▸ PROBLEM TO SOLVE:
Copy all lines that contain the word "React".

▸ DATA SEGMENT:
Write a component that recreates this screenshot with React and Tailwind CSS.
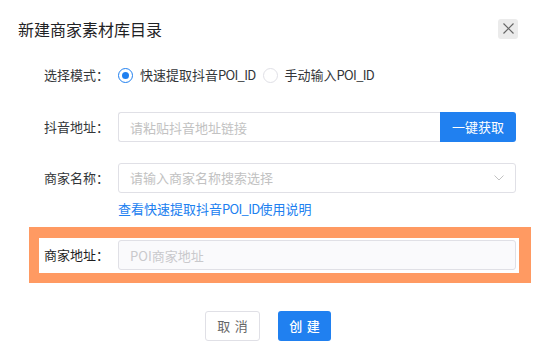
import React, { useState } from 'react';

const font = { fontFamily: '"Noto Sans CJK SC", "Noto Sans", sans-serif' };

const Poi = () => <span className="tracking-[-0.7px]">POI_ID</span>;

const Radio = ({ checked, children, onClick }) => (
  <button onClick={onClick} className="flex items-center gap-[7px]">
    <span
      className={
        'flex items-center justify-center w-[15px] h-[15px] rounded-full border ' +
        (checked ? 'border-[#2080f0]' : 'border-[#e0e0e6]')
      }
    >
      {checked && <span className="w-[7px] h-[7px] rounded-full bg-[#2080f0]" />}
    </span>
    <span className="text-[13px] leading-[20px] text-[#333639]">{children}</span>
  </button>
);

const Label = ({ children, dark }) => (
  <div
    className={
      'w-[100px] shrink-0 pr-[9px] text-right text-[13px] leading-[20px] ' +
      (dark ? 'text-[#1f1f1f]' : 'text-[#333639]')
    }
  >
    {children}
  </div>
);

const App = () => {
  const [mode, setMode] = useState('quick');

  return (
    <div className="w-[536px] h-[354px] bg-white flex flex-col" style={font}>
      {/* Header */}
      <div className="flex items-center justify-between h-[57px] pl-[18px] pr-[18px]">
        <h3 className="text-[16px] leading-[22px] text-[#1f2225] font-normal">新建商家素材库目录</h3>
        <button className="w-[20px] h-[20px] rounded-[3px] bg-[#ebebeb] flex items-center justify-center">
          <svg width="11" height="11" viewBox="0 0 11 11">
            <path d="M0.5 0.5 L10.5 10.5 M10.5 0.5 L0.5 10.5" stroke="#666" strokeWidth="1.2" />
          </svg>
        </button>
      </div>

      {/* Form */}
      <div className="pl-[18px] flex flex-col">
        <div className="flex items-center h-[30px] mt-[3px]">
          <Label>选择模式：</Label>
          <div className="flex items-center gap-[7px]">
            <Radio checked={mode === 'quick'} onClick={() => setMode('quick')}>
              快速提取抖音<Poi />
            </Radio>
            <Radio checked={mode === 'manual'} onClick={() => setMode('manual')}>
              手动输入<Poi />
            </Radio>
          </div>
        </div>

        <div className="flex items-center h-[30px] mt-[22px]">
          <Label>抖音地址：</Label>
          <div className="flex w-[398px] h-[30px]">
            <input
              className="flex-1 min-w-0 h-full border border-r-0 border-[#e0e0e6] rounded-l-[3px] pl-[11px] text-[13px] text-[#333639] placeholder:text-[#c2c2c2] outline-none"
              placeholder="请粘贴抖音地址链接"
            />
            <button className="w-[76px] h-full bg-[#2080f0] text-white text-[13px] rounded-r-[3px]">一键获取</button>
          </div>
        </div>

        <div className="flex items-center h-[30px] mt-[21px]">
          <Label>商家名称：</Label>
          <div className="flex items-center justify-between w-[398px] h-[30px] border border-[#e0e0e6] rounded-[3px] pl-[11px] pr-[11px]">
            <span className="text-[13px] text-[#c2c2c2]">请输入商家名称搜索选择</span>
            <svg width="10" height="6" viewBox="0 0 10 6">
              <path d="M0.5 0.5 L5 5 L9.5 0.5" fill="none" stroke="#c2c2c2" strokeWidth="1" />
            </svg>
          </div>
        </div>

        <div className="pl-[100px] mt-[6px] text-[13px] leading-[20px]">
          <a className="text-[#2080f0] cursor-pointer">
            查看快速提取抖音<Poi />使用说明
          </a>
        </div>
      </div>

      {/* Highlighted row */}
      <div className="ml-[29px] mt-[8px] w-[502px] border-[#ff9a62] border-l-[10px] border-r-[12px] border-t-[11px] border-b-[10px] bg-white">
        <div className="flex items-start h-[35px] pt-[2px] -ml-[21px]">
          <div className="h-[30px] flex items-center">
            <Label dark>商家地址：</Label>
          </div>
          <input
            disabled
            className="w-[398px] h-[30px] border border-[#e0e0e6] rounded-[3px] bg-[#fafafc] pl-[11px] text-[13px] placeholder:text-[#c9c9cc] outline-none"
            placeholder="POI商家地址"
          />
        </div>
      </div>

      {/* Footer */}
      <div className="flex justify-center gap-[18px] mt-[28px]">
        <button className="w-[55px] h-[30px] border border-[#e0e0e6] rounded-[3px] text-[13px] text-[#666]">
          <span className="tracking-[0.34em] -mr-[0.34em]">取消</span>
        </button>
        <button className="w-[53px] h-[30px] bg-[#2080f0] rounded-[3px] text-[13px] text-white font-medium">
          <span className="tracking-[0.34em] -mr-[0.34em]">创建</span>
        </button>
      </div>
    </div>
  );
};

export default App;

▸ ANSWER FOR THE TASK:
Write a component that recreates this screenshot with React and Tailwind CSS.
import React, { useState } from 'react';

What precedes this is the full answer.